De comparanten verklaarden, dat zij ter zake van dit voor behouden recht
van hypotheek de volgende bedingen hebben gemaakt:
a) De opstal van het onroerend goed wordt door de renteschuldigen ten
name en ten genoege van den renteheffer, tegen schade door brand verzekerd
in een Nederlandsche Brandwaarborgmaatschappij ten beloope der herbouwwaarde
tegen een vaste premie, of bij onderlingen waarborg, met beding van
wederopbouw..
b) Binnen drie weken na het verlijden dezer akte wordt de polis van
verzekering tegen brandschade aan den renteheffer ter hand gesteld en
jaarlijks op den eersten Januari en den eersten Mei worden hem vertoond
de bewijzen van voldoening van de grondbelasting over het afgeloopen
dienstjaar en van de premie of van het aandeel in de brandschade.
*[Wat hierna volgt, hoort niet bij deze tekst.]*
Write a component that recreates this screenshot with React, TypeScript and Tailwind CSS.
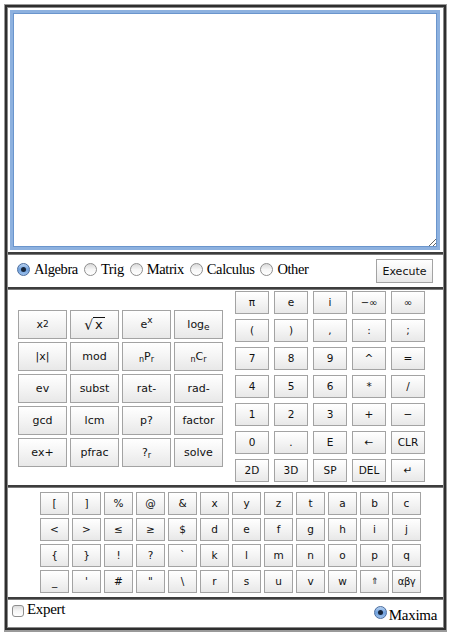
import React from "react";

const sans = "font-['DejaVu_Sans',_'Liberation_Sans',_sans-serif]";
const serif = "font-['Liberation_Serif',_'DejaVu_Serif',_serif]";

const btn =
  "flex items-center justify-center border border-[#a3a3a3] bg-gradient-to-b from-white via-[#f4f4f4] to-[#e8e8e8] text-[#111] leading-none";

function Radio({ checked = false }: { checked?: boolean }) {
  if (checked) {
    return (
      <span className="inline-flex w-[13px] h-[13px] shrink-0 items-center justify-center rounded-full border border-[#4b6d9e] bg-gradient-to-b from-[#b9d3f2] via-[#6fa0dc] to-[#9cc0ec]">
        <span className="w-[5px] h-[5px] rounded-full bg-[#17263b]" />
      </span>
    );
  }
  return (
    <span className="inline-block w-[13px] h-[13px] shrink-0 rounded-full border border-[#8e8e8e] bg-gradient-to-b from-[#d9d9d9] via-[#f6f6f6] to-white" />
  );
}

function Divider() {
  return <div className="h-[3px] bg-[#3d3d3d] border-b border-[#7a7a7a]" />;
}

const fnKeys: React.ReactNode[] = [
  <span>x<sup className="text-[9px] relative -top-[1px]">2</sup></span>,
  <span className="flex items-end text-[13px]">
    <span className="text-[14px]">√</span>
    <span className="border-t border-[#111] px-[2px] leading-[14px]">x</span>
  </span>,
  <span>e<sup className="text-[9px]">x</sup></span>,
  <span>log<sub className="text-[9px]">e</sub></span>,
  "|x|",
  "mod",
  <span><sub className="text-[8px]">n</sub>P<sub className="text-[8px]">r</sub></span>,
  <span><sub className="text-[8px]">n</sub>C<sub className="text-[8px]">r</sub></span>,
  "ev",
  "subst",
  "rat-",
  "rad-",
  "gcd",
  "lcm",
  "p?",
  "factor",
  "ex+",
  "pfrac",
  <span>?<sub className="text-[8px]">r</sub></span>,
  "solve",
];

const padKeys = [
  "π", "e", "i", "−∞", "∞",
  "(", ")", ",", ":", ";",
  "7", "8", "9", "^", "=",
  "4", "5", "6", "*", "/",
  "1", "2", "3", "+", "−",
  "0", ".", "E", "←", "CLR",
  "2D", "3D", "SP", "DEL", "↵",
];

const charKeys = [
  "[", "]", "%", "@", "&", "x", "y", "z", "t", "a", "b", "c",
  "<", ">", "≤", "≥", "$", "d", "e", "f", "g", "h", "i", "j",
  "{", "}", "!", "?", "`", "k", "l", "m", "n", "o", "p", "q",
  "_", "'", "#", "\"", "\\", "r", "s", "u", "v", "w", "⇑", "αβγ",
];

const modes = ["Algebra", "Trig", "Matrix", "Calculus", "Other"];

export default function App() {
  return (
    <div className="w-[451px] h-[635px] bg-white pt-[4px] pl-[4px]">
      <div className="w-[443px] border border-b-2 border-[#9a9a9a]">
        <div className="border-2 border-[#2e2e2e]">
          <div className="flex flex-col border border-[#8a8a8a]">
            <div className="h-[244px] pt-[2px] pl-[2px] pr-[3px] pb-[2px]">
              <textarea
                readOnly
                className="w-full h-full block bg-white border-[3px] border-[#8db1df] shadow-[inset_0_0_0_1px_#6a95cd] outline-none"
              />
            </div>
            <Divider />
            <div className={`h-[32px] flex items-center pl-[9px] pr-[10px] ${serif} text-[14.5px] tracking-[-0.4px] text-black`}>
              {modes.map((m, i) => (
                <label key={m} className="flex items-center mr-[6px] -mt-[3px]">
                  <Radio checked={i === 0} />
                  <span className="ml-[4px]">{m}</span>
                </label>
              ))}
              <button
                className={`ml-auto w-[57px] h-[24px] ${btn} ${sans} text-[11px] tracking-normal`}
              >
                Execute
              </button>
            </div>
            <Divider />
            <div className={`h-[195px] flex items-center pl-[10px] ${sans}`}>
              <div className="grid grid-cols-[repeat(4,49px)] auto-rows-[29px] gap-[3px] mt-[1px]">
                {fnKeys.map((k, i) => (
                  <div key={i} className={`${btn} text-[11px]`}>
                    {k}
                  </div>
                ))}
              </div>
              <div className="ml-[12px] self-start mt-[1px] grid grid-cols-[repeat(5,34px)] auto-rows-[23px] gap-[5px]">
                {padKeys.map((k) => (
                  <div
                    key={k}
                    className={`${btn} ${k.includes("∞") ? "text-[10px]" : "text-[10.5px]"}`}
                  >
                    {k}
                  </div>
                ))}
              </div>
            </div>
            <Divider />
            <div className={`h-[109px] pl-[32px] pt-[4px] ${sans}`}>
              <div className="grid grid-cols-[repeat(12,29px)] auto-rows-[23px] gap-[3px]">
                {charKeys.map((k) => (
                  <div
                    key={k}
                    className={`${btn} ${
                      k === "⇑"
                        ? "text-[9px] text-[#8a3030]"
                        : k === "αβγ"
                        ? "text-[10px] tracking-[-0.5px]"
                        : "text-[10.5px]"
                    }`}
                  >
                    {k}
                  </div>
                ))}
              </div>
            </div>
            <Divider />
            <div className={`h-[27px] flex justify-between pl-[4px] pr-[6px] ${serif} text-[15px] tracking-[-0.3px] text-black`}>
              <label className="flex items-start pt-[1px]">
                <span className="mt-[4px] inline-block w-[12px] h-[12px] rounded-[3px] border border-[#8e8e8e] bg-gradient-to-b from-[#dcdcdc] via-[#f6f6f6] to-white" />
                <span className="ml-[3px] leading-[17px]">Expert</span>
              </label>
              <label className="flex items-end pb-[3px]">
                <span className="mb-[3px]">
                  <Radio checked />
                </span>
                <span className="ml-[2px] leading-[17px]">Maxima</span>
              </label>
            </div>
          </div>
        </div>
      </div>
    </div>
  );
}
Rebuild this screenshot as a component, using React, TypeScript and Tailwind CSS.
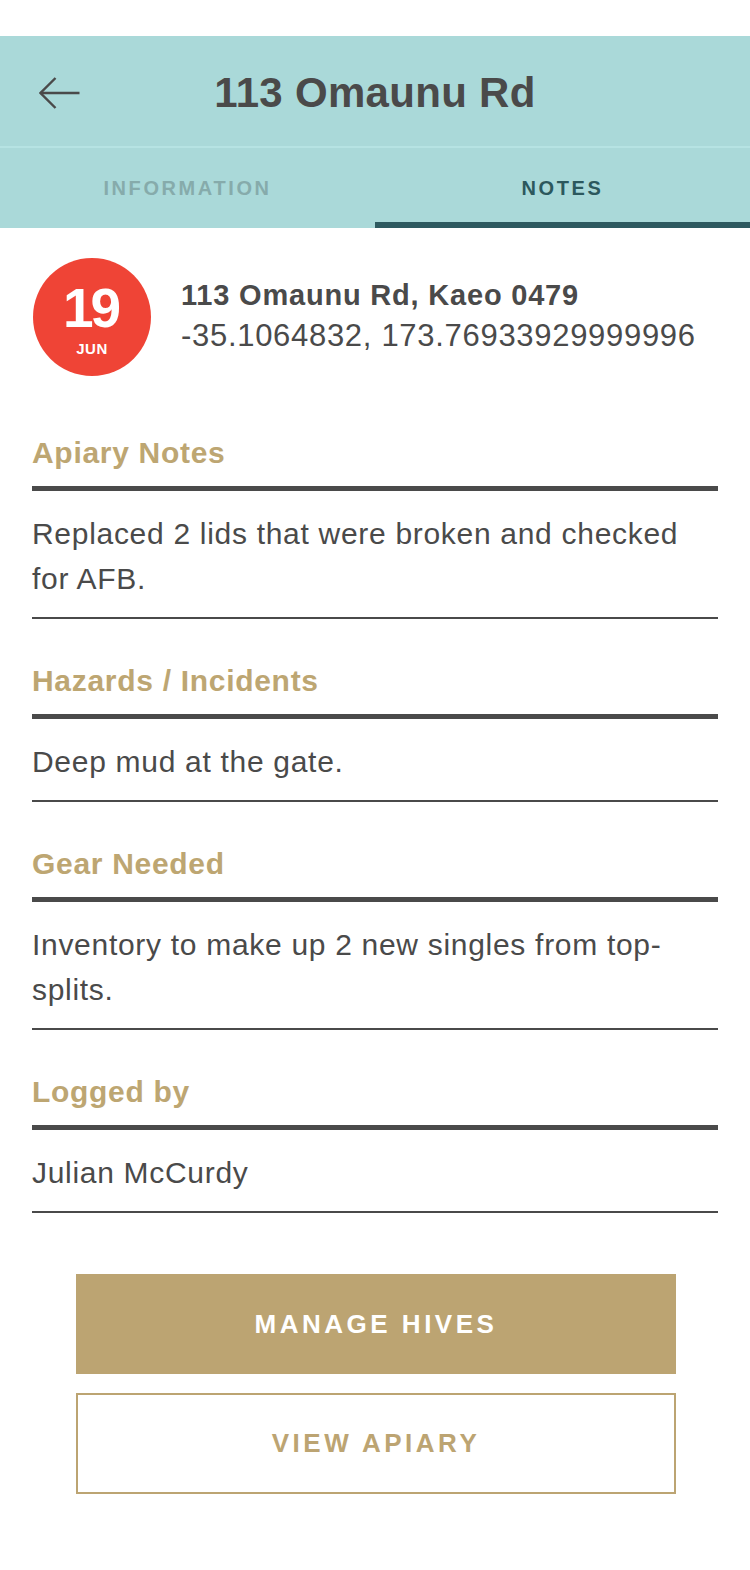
const notes = [
  { title: "Apiary Notes", body: "Replaced 2 lids that were broken and checked for AFB." },
  { title: "Hazards / Incidents", body: "Deep mud at the gate." },
  { title: "Gear Needed", body: "Inventory to make up 2 new singles from top-splits." },
  { title: "Logged by", body: "Julian McCurdy" },
];

function BackArrow() {
  return (
    <svg width="42" height="34" viewBox="0 0 42 34" fill="none" stroke="#4a4a4a" strokeWidth="2.4">
      <path d="M1.5 17H40.5" />
      <path d="M16.5 2L1.5 17L16.5 32" />
    </svg>
  );
}

function NoteSection({ title, body, first }: { title: string; body: string; first?: boolean }) {
  return (
    <section className={first ? "mt-[59px]" : "mt-[44px]"}>
      <h3 className="text-[30px] leading-[36px] font-bold tracking-[0.7px] text-[#bda672]">{title}</h3>
      <div className="mt-[15px] h-[5px] bg-[#4a4a4a]" />
      <p className="pt-[20px] pb-[16px] text-[30px] leading-[45px] tracking-[0.7px] text-[#4a4a4a]">{body}</p>
      <div className="h-[2px] bg-[#4a4a4a]" />
    </section>
  );
}

export default function App() {
  return (
    <div className="w-[750px] min-h-[1570px] bg-white pt-[36px] pb-[78px] font-['Liberation_Sans',Arial,sans-serif]">
      <header className="bg-[#aad9d9]">
        <div className="grid h-[110px] grid-cols-[110px_1fr_110px] items-center pt-1">
          <button className="flex items-center pl-[39px]">
            <BackArrow />
          </button>
          <h1 className="text-center text-[42px] leading-[48px] font-bold tracking-[0.3px] text-[#4a4a4a]">113 Omaunu Rd</h1>
          <div />
        </div>
        <div className="h-[2px] bg-[#b6e3e3]" />
        <nav className="grid h-[80px] grid-cols-2">
          <div className="flex items-center justify-center text-[20px] font-bold tracking-[2.6px] text-[#86abab]">
            INFORMATION
          </div>
          <div className="flex items-center justify-center text-[20px] font-bold tracking-[2.6px] text-[#2c585d] shadow-[inset_0_-6px_0_#2e5a60]">
            NOTES
          </div>
        </nav>
      </header>

      <main className="px-[32px]">
        <div className="flex items-center gap-[30px] pt-[30px] pl-px">
          <div className="flex h-[118px] w-[118px] shrink-0 flex-col items-center justify-center rounded-full bg-[#ef4436] text-white">
            <span className="mt-[6px] pr-[3px] text-[55px] leading-[48px] font-bold tracking-[-3px]">19</span>
            <span className="mt-[9px] text-[15px] leading-[16px] font-bold tracking-[0.5px]">JUN</span>
          </div>
          <div className="text-[#4a4a4a]">
            <p className="text-[29px] leading-[38px] font-bold tracking-[0.8px]">113 Omaunu Rd, Kaeo 0479</p>
            <p className="text-[31px] leading-[44px] tracking-[0.7px]">-35.1064832, 173.76933929999996</p>
          </div>
        </div>

        {notes.map((n, i) => (
          <NoteSection key={n.title} title={n.title} body={n.body} first={i === 0} />
        ))}

        <div className="mt-[61px] ml-[44px] flex w-[600px] flex-col gap-[19px]">
          <button className="h-[100px] bg-[#bca472] text-[26px] font-bold tracking-[3.5px] text-white">
            MANAGE HIVES
          </button>
          <button className="h-[101px] border-2 border-[#bca472] bg-white text-[26px] font-bold tracking-[3.5px] text-[#bca472]">
            VIEW APIARY
          </button>
        </div>
      </main>
    </div>
  );
}
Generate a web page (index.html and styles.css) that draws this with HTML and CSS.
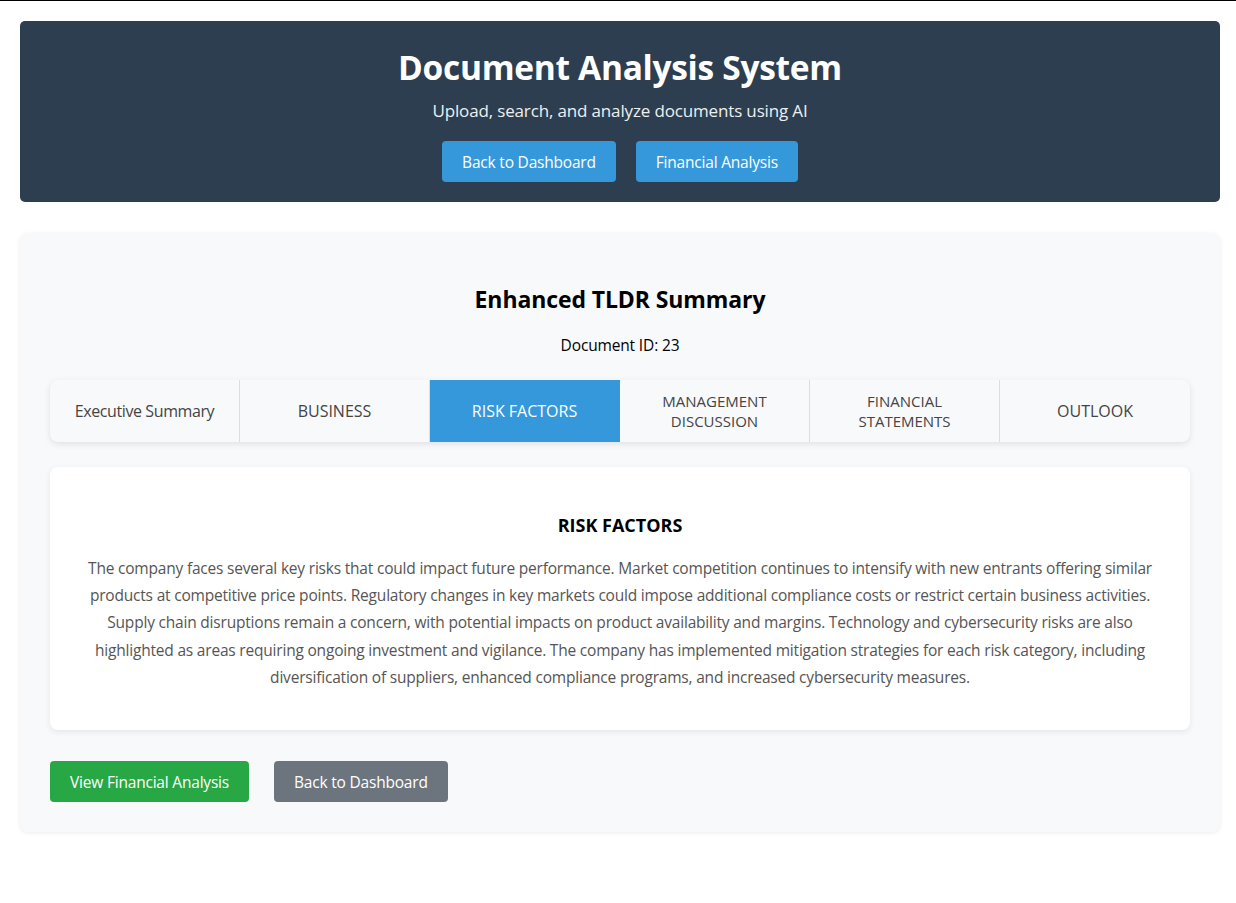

c) Het onroerend goed moet in alle opzichten in goeden
staat van onderhoud worden gehouden en mag niet in waarde worden verminderd,
waarnaar de renteheffer steeds onderzoek mag laten doen; het mag zonder
schriftelijke toestemming van den renteheffer niet van bestemming worden
veranderd, niet worden verhuurd en nooit met beding van vooruitgenieting
der huurpenningen; met-geen erfdienstbaarheden, noch met meerdere zakelijke
rechten worden bezwaard en niet worden vervreemd.
d) door niet-nakoming of door overtreding van een der gemaakte bedingen,
bij verklaring van de renteschuldigen in staat van faillissement, bij
boedelafstand en bij inbeslagneming van het onroerend goed kan de renteheffer,
zonder dat de renteschuldigen door een bevel of andere soortgelijke
akte behoeven te worden in gebreke gesteld, terstond van deze vorderen
af betaling van de bedongen som van tien duizend gulden of het verkochte
onroerend goed terugnemen op de wijze, als in artikel 7 is omschreven.
Indien de renteheffer de betaling vordert van gemeld bedrag van tien
duizend gulden is hij bij gebreke van betaling daarvan onherroepelijk
gemachtigd om het verbonden onroerend goed overeenkomstig artikel 1223
van het Burgerlijk Wetboek in het openbaar volgens plaatselijke gebruiken
en ten overstaan van een nota ris te doen verkoopen teneinde uit de
opbrengst gemeld bedrag van tien duizend gulden te verhalen.
e) Alle kosten, zonder uitzondering, ook die, welke de renteheffer tot
behoud en ter uitoefening van zijn rechten heeft noodig geoordeeld te
maken, komen ten laste van de renteschuldigen.
f) Bij willigen verkoop van het onroerend goed heeft geen zuivering
plaats van het daarop te vestigen hypothecair verband.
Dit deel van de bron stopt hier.